» What needs to be done
Type out the data exactly as given. Skip any image.

» Task input
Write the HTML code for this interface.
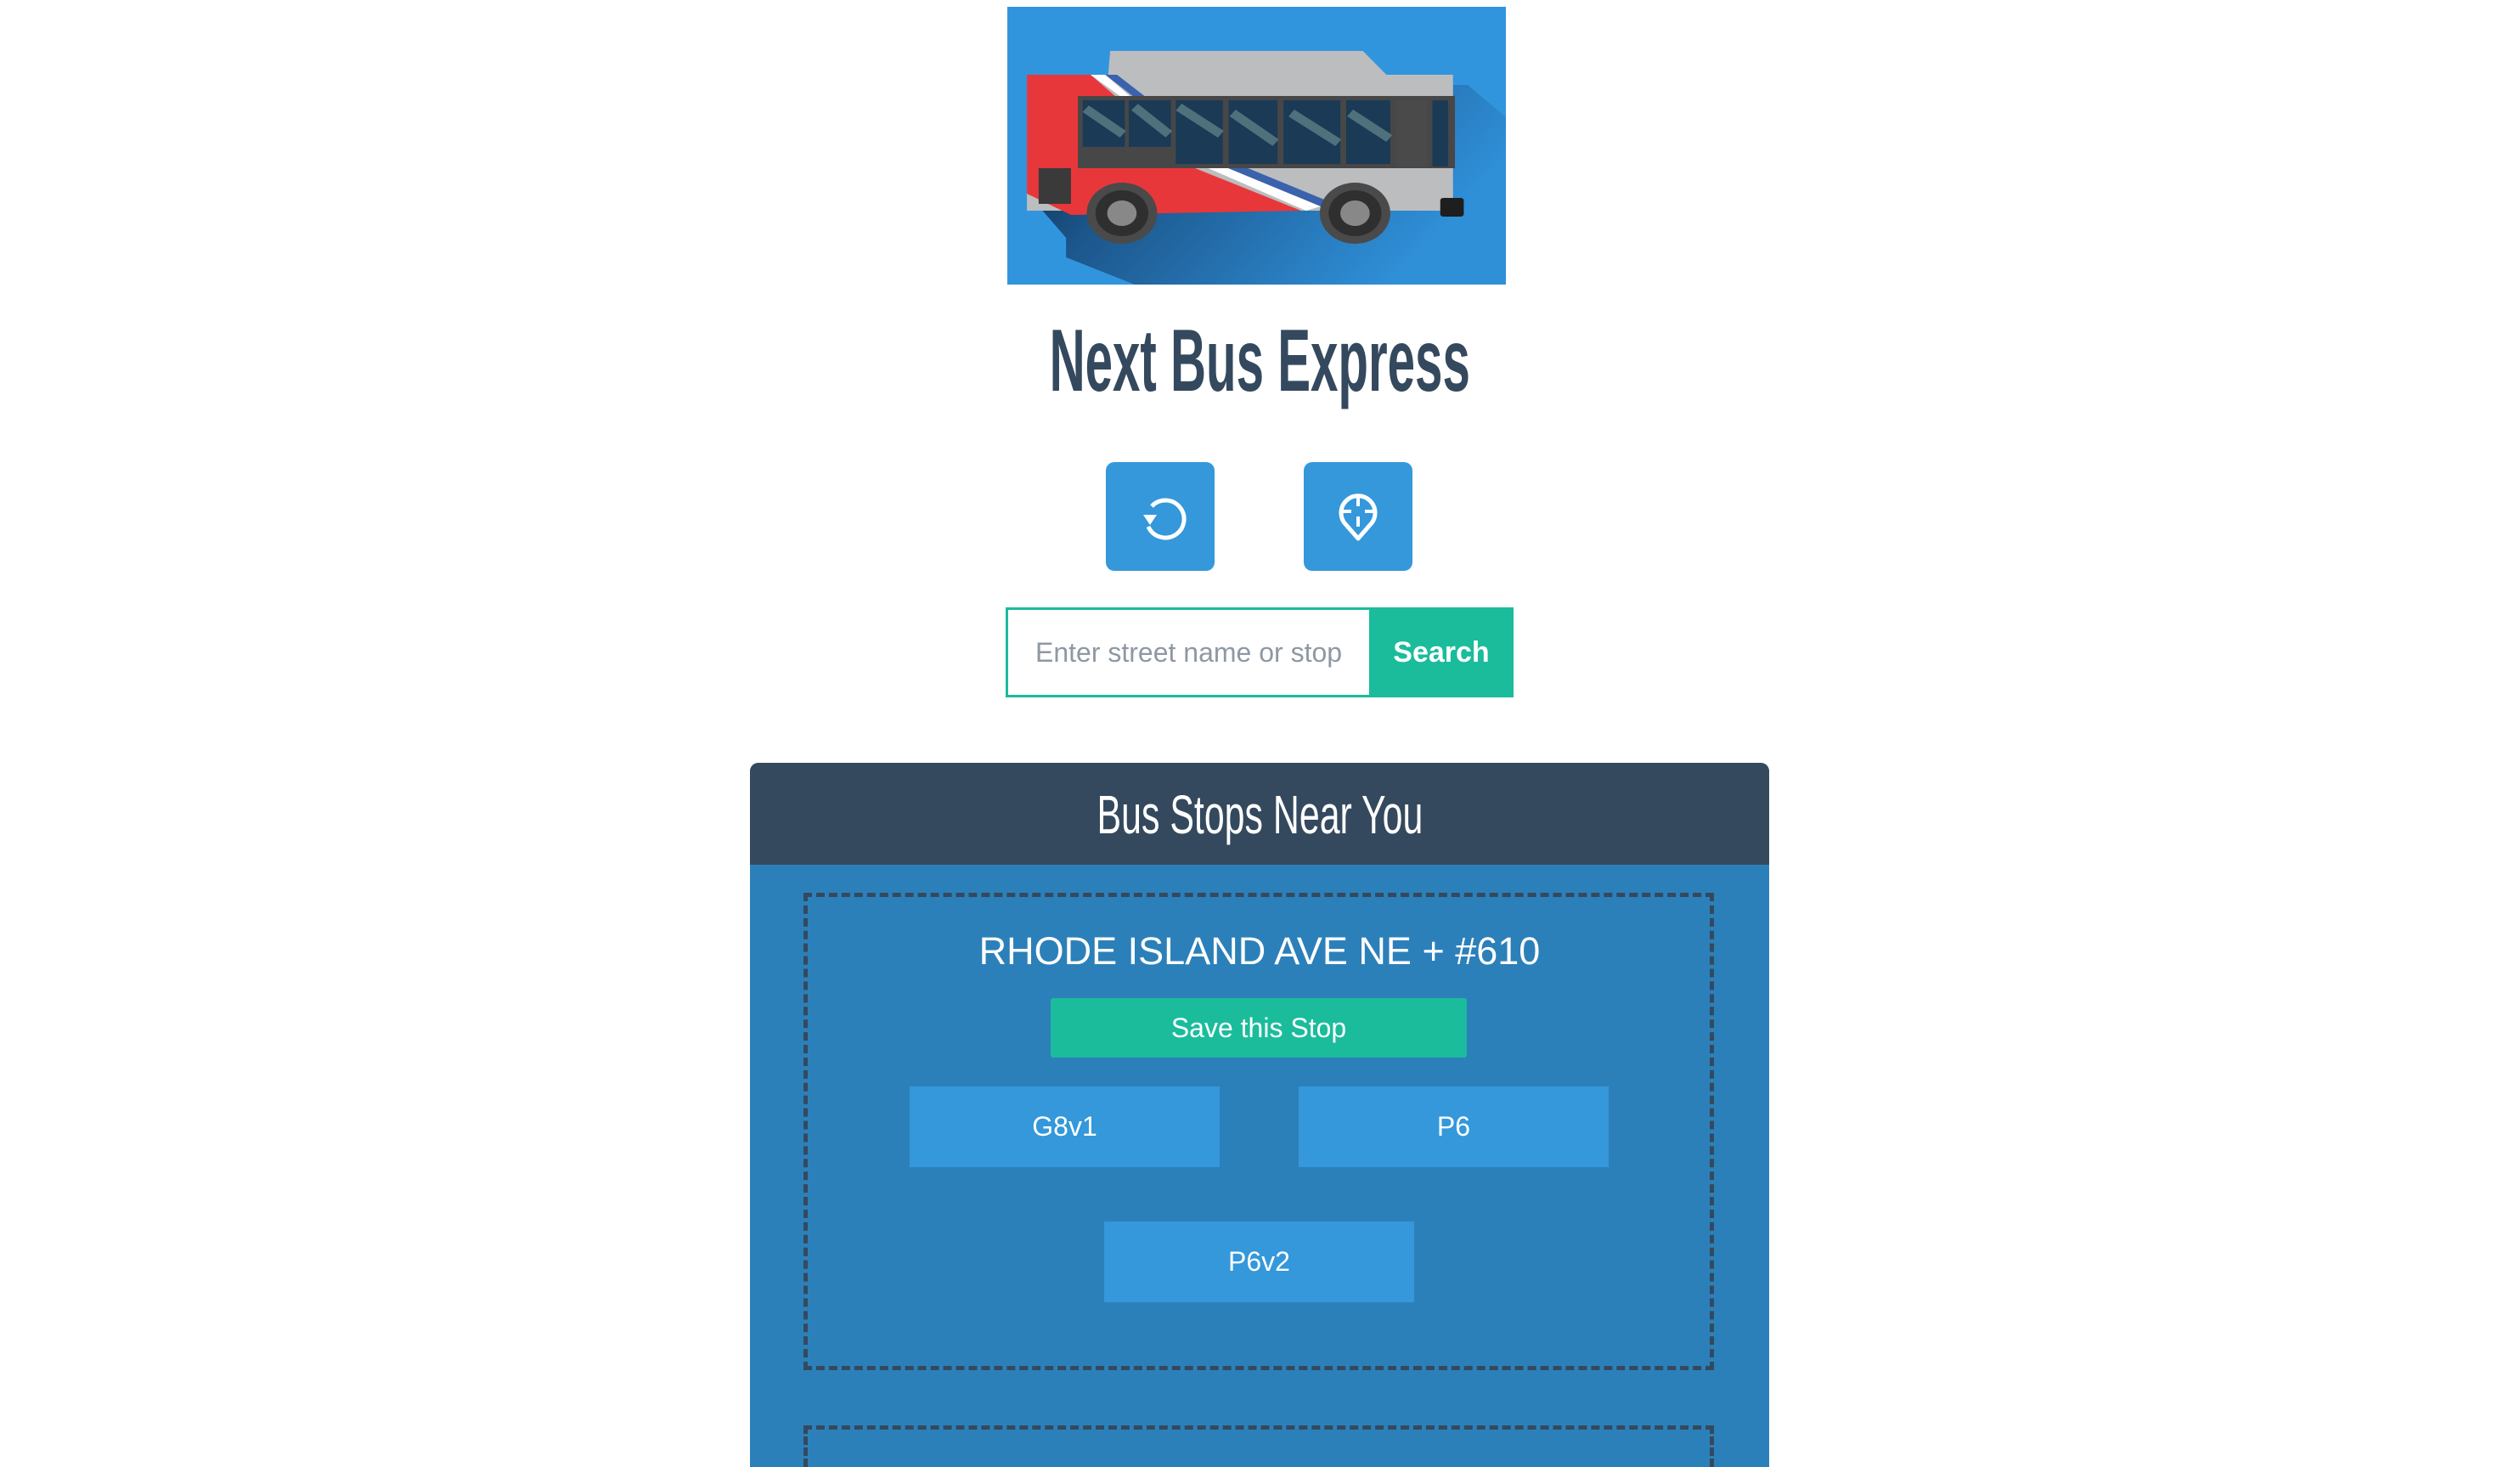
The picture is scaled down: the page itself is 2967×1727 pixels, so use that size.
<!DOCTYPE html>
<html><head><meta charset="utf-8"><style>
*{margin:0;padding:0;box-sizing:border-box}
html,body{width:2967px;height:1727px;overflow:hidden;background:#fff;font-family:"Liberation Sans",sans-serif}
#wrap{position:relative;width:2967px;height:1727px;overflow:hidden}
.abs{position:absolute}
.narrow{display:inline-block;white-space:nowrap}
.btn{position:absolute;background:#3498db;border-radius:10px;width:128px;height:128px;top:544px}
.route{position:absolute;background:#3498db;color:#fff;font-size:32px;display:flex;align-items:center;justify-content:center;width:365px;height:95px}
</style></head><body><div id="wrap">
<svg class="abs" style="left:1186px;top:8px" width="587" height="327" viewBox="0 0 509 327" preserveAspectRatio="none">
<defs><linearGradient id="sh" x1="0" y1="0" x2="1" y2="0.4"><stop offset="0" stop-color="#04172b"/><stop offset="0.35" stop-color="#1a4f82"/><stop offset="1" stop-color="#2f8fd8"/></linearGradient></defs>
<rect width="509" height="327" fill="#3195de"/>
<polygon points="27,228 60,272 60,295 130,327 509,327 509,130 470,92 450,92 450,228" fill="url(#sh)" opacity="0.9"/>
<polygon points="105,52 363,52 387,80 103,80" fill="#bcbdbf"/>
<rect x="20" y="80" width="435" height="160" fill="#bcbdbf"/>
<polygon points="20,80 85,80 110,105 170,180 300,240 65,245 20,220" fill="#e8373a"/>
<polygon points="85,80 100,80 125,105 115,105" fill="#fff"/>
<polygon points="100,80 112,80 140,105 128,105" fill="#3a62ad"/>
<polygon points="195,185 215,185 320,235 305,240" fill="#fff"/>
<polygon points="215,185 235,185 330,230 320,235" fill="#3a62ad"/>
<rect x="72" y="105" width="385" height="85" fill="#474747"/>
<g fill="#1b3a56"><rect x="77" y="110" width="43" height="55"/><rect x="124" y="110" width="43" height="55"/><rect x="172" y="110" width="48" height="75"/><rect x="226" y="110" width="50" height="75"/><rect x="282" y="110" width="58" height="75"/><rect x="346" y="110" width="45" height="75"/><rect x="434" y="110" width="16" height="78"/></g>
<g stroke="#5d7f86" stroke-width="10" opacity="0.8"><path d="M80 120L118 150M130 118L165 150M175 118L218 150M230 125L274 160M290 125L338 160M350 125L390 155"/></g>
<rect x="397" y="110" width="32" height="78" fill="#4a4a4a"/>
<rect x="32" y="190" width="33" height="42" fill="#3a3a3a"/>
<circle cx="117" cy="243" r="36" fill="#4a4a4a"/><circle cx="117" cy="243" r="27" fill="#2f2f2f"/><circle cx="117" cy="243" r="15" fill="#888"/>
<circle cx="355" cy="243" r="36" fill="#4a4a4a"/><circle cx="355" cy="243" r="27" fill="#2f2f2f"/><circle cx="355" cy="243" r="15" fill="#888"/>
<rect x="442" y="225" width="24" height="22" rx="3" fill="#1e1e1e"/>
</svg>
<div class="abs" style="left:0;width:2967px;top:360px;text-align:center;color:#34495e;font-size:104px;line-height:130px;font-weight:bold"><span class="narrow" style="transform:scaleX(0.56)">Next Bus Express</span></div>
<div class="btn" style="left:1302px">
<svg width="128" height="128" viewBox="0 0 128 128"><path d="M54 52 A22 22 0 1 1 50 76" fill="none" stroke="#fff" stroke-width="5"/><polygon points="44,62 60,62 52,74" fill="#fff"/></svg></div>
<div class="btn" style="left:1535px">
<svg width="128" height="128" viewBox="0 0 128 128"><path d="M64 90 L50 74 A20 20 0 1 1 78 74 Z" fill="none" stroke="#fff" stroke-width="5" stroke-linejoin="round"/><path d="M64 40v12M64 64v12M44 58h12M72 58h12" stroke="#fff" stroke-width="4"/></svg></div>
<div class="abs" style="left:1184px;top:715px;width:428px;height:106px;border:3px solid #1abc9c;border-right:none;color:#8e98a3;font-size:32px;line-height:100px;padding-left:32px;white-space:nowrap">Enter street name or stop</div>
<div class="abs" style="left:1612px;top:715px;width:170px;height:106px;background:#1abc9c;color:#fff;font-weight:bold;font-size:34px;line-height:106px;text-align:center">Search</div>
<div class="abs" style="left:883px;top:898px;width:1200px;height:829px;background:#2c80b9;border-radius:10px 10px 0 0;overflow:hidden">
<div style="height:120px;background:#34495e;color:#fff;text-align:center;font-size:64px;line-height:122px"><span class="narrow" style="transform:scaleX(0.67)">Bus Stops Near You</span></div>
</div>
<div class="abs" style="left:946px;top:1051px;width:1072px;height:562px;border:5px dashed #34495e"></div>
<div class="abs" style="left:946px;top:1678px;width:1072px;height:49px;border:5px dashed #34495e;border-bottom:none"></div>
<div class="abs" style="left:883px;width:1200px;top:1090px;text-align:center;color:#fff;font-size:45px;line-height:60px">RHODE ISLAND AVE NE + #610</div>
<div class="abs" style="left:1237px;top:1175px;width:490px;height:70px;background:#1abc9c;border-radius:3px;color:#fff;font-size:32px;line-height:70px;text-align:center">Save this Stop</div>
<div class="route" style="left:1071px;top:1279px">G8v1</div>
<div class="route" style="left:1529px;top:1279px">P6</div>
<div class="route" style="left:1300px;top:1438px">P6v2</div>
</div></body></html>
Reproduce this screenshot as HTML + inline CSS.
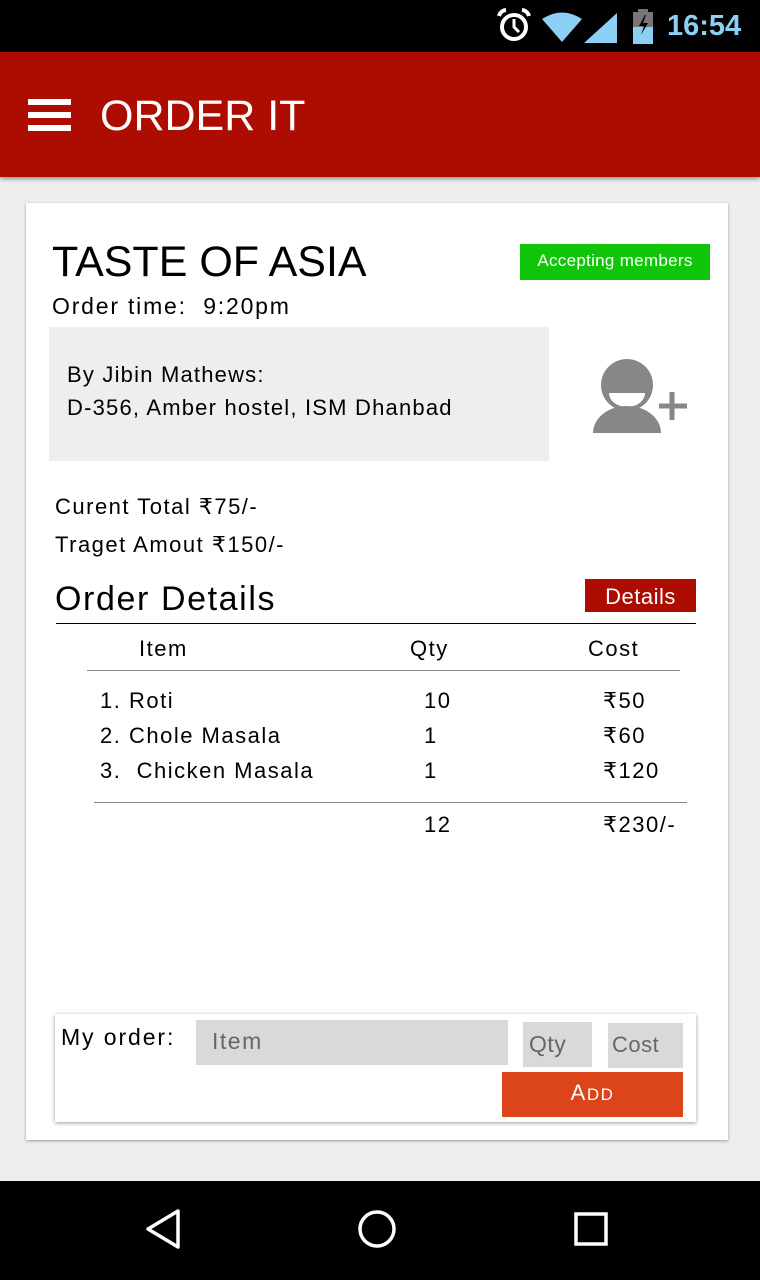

» Response to the task
Write the HTML code for this interface.
The picture is scaled down: the page itself is 2967×1727 pixels, so use that size.
<!DOCTYPE html>
<html><head><meta charset="utf-8"><style>
*{margin:0;padding:0;box-sizing:border-box}
html,body{width:2967px;height:1727px;overflow:hidden;background:#fff;font-family:"Liberation Sans",sans-serif}
#wrap{position:relative;width:2967px;height:1727px;overflow:hidden}
.abs{position:absolute}
.narrow{display:inline-block;white-space:nowrap}
.btn{position:absolute;background:#3498db;border-radius:10px;width:128px;height:128px;top:544px}
.route{position:absolute;background:#3498db;color:#fff;font-size:32px;display:flex;align-items:center;justify-content:center;width:365px;height:95px}
</style></head><body><div id="wrap">
<svg class="abs" style="left:1186px;top:8px" width="587" height="327" viewBox="0 0 509 327" preserveAspectRatio="none">
<defs><linearGradient id="sh" x1="0" y1="0" x2="1" y2="0.4"><stop offset="0" stop-color="#04172b"/><stop offset="0.35" stop-color="#1a4f82"/><stop offset="1" stop-color="#2f8fd8"/></linearGradient></defs>
<rect width="509" height="327" fill="#3195de"/>
<polygon points="27,228 60,272 60,295 130,327 509,327 509,130 470,92 450,92 450,228" fill="url(#sh)" opacity="0.9"/>
<polygon points="105,52 363,52 387,80 103,80" fill="#bcbdbf"/>
<rect x="20" y="80" width="435" height="160" fill="#bcbdbf"/>
<polygon points="20,80 85,80 110,105 170,180 300,240 65,245 20,220" fill="#e8373a"/>
<polygon points="85,80 100,80 125,105 115,105" fill="#fff"/>
<polygon points="100,80 112,80 140,105 128,105" fill="#3a62ad"/>
<polygon points="195,185 215,185 320,235 305,240" fill="#fff"/>
<polygon points="215,185 235,185 330,230 320,235" fill="#3a62ad"/>
<rect x="72" y="105" width="385" height="85" fill="#474747"/>
<g fill="#1b3a56"><rect x="77" y="110" width="43" height="55"/><rect x="124" y="110" width="43" height="55"/><rect x="172" y="110" width="48" height="75"/><rect x="226" y="110" width="50" height="75"/><rect x="282" y="110" width="58" height="75"/><rect x="346" y="110" width="45" height="75"/><rect x="434" y="110" width="16" height="78"/></g>
<g stroke="#5d7f86" stroke-width="10" opacity="0.8"><path d="M80 120L118 150M130 118L165 150M175 118L218 150M230 125L274 160M290 125L338 160M350 125L390 155"/></g>
<rect x="397" y="110" width="32" height="78" fill="#4a4a4a"/>
<rect x="32" y="190" width="33" height="42" fill="#3a3a3a"/>
<circle cx="117" cy="243" r="36" fill="#4a4a4a"/><circle cx="117" cy="243" r="27" fill="#2f2f2f"/><circle cx="117" cy="243" r="15" fill="#888"/>
<circle cx="355" cy="243" r="36" fill="#4a4a4a"/><circle cx="355" cy="243" r="27" fill="#2f2f2f"/><circle cx="355" cy="243" r="15" fill="#888"/>
<rect x="442" y="225" width="24" height="22" rx="3" fill="#1e1e1e"/>
</svg>
<div class="abs" style="left:0;width:2967px;top:360px;text-align:center;color:#34495e;font-size:104px;line-height:130px;font-weight:bold"><span class="narrow" style="transform:scaleX(0.56)">Next Bus Express</span></div>
<div class="btn" style="left:1302px">
<svg width="128" height="128" viewBox="0 0 128 128"><path d="M54 52 A22 22 0 1 1 50 76" fill="none" stroke="#fff" stroke-width="5"/><polygon points="44,62 60,62 52,74" fill="#fff"/></svg></div>
<div class="btn" style="left:1535px">
<svg width="128" height="128" viewBox="0 0 128 128"><path d="M64 90 L50 74 A20 20 0 1 1 78 74 Z" fill="none" stroke="#fff" stroke-width="5" stroke-linejoin="round"/><path d="M64 40v12M64 64v12M44 58h12M72 58h12" stroke="#fff" stroke-width="4"/></svg></div>
<div class="abs" style="left:1184px;top:715px;width:428px;height:106px;border:3px solid #1abc9c;border-right:none;color:#8e98a3;font-size:32px;line-height:100px;padding-left:32px;white-space:nowrap">Enter street name or stop</div>
<div class="abs" style="left:1612px;top:715px;width:170px;height:106px;background:#1abc9c;color:#fff;font-weight:bold;font-size:34px;line-height:106px;text-align:center">Search</div>
<div class="abs" style="left:883px;top:898px;width:1200px;height:829px;background:#2c80b9;border-radius:10px 10px 0 0;overflow:hidden">
<div style="height:120px;background:#34495e;color:#fff;text-align:center;font-size:64px;line-height:122px"><span class="narrow" style="transform:scaleX(0.67)">Bus Stops Near You</span></div>
</div>
<div class="abs" style="left:946px;top:1051px;width:1072px;height:562px;border:5px dashed #34495e"></div>
<div class="abs" style="left:946px;top:1678px;width:1072px;height:49px;border:5px dashed #34495e;border-bottom:none"></div>
<div class="abs" style="left:883px;width:1200px;top:1090px;text-align:center;color:#fff;font-size:45px;line-height:60px">RHODE ISLAND AVE NE + #610</div>
<div class="abs" style="left:1237px;top:1175px;width:490px;height:70px;background:#1abc9c;border-radius:3px;color:#fff;font-size:32px;line-height:70px;text-align:center">Save this Stop</div>
<div class="route" style="left:1071px;top:1279px">G8v1</div>
<div class="route" style="left:1529px;top:1279px">P6</div>
<div class="route" style="left:1300px;top:1438px">P6v2</div>
</div></body></html>
Reproduce this screenshot as HTML + inline CSS.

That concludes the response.